Tait is still experiencing a high degree of pain after injuring his neck during the Midlanders’ heavy defeat at Gloucester three days ago.

With two more No 15s, Scott Hamilton and Niall Morris, also struggling for fitness – Morris is not expected back in the mix until December at the earliest – Leicester have turned to the second-tier Championship club Jersey for reinforcements.

Tommy Bell, on the Tigers’ radar before the latest of Tait’s many orthopaedic misfortunes, has activated a release clause in his contract and is expected to arrive at Welford Road in the next few days. An early first-XV debut is a distinct possibility. The 21-year-old Devonian won England age-group honours, began his senior rugby career at Sale and subsequently spent time with Wasps, where he played alongside his brother, the centre Chris. He was recently shortlisted for the Championship’s player of the month award after a strong start to the campaign, but lost out to the Bristol outside-half Matthew Morgan.

Tait’s situation is miserable indeed. Used and abused by more than one England coach during his intermittently spectacular career as an outside centre of great panache, he threw himself into the full-back role at Leicester and, on the rare occasions when he was not incapacitated by injury, looked like a World Cup No 15 in the making. Sadly, he has been unable to string a dozen games together over the last year and a half.

With well over 20 players unavailable, Leicester have lost three of their five league matches to date and are way below the fold in the table. They will soon have their outstanding Argentine loose-head prop Marcos Ayerza available to them, the southern hemisphere Rugby Championship having concluded last weekend, and he will help no end. But they remain in a bad place at tight-head prop, lock, centre and out wide.

“I have never known anything like it – it’s ridiculous,” said the much travelled World Cup-winning All Black lock Brad Thorn, who, at 39, made his Leicester debut against Gloucester. “At the Broncos [his Australian rugby league side], we had our whole back line go down once, but at least we still had our pack.
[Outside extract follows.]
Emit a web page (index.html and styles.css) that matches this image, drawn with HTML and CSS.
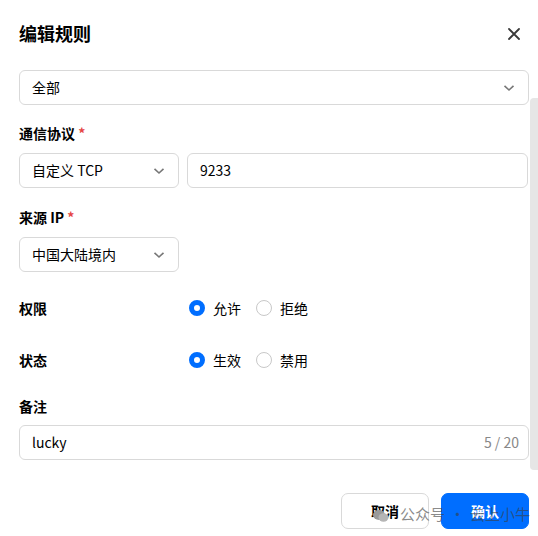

I have never seen injuries on this scale.”

The organisers of the new European Champions Cup, which gets underway a week on Friday, are slowly piecing together a network of major sponsors who, together with broadcasters across the continent, are expected to make the tournament the richest in northern hemisphere club rugby. The brewing company Heineken is definitely on board, even though their “own” competition, the Heineken Cup, was controversially scrapped at the end of last season.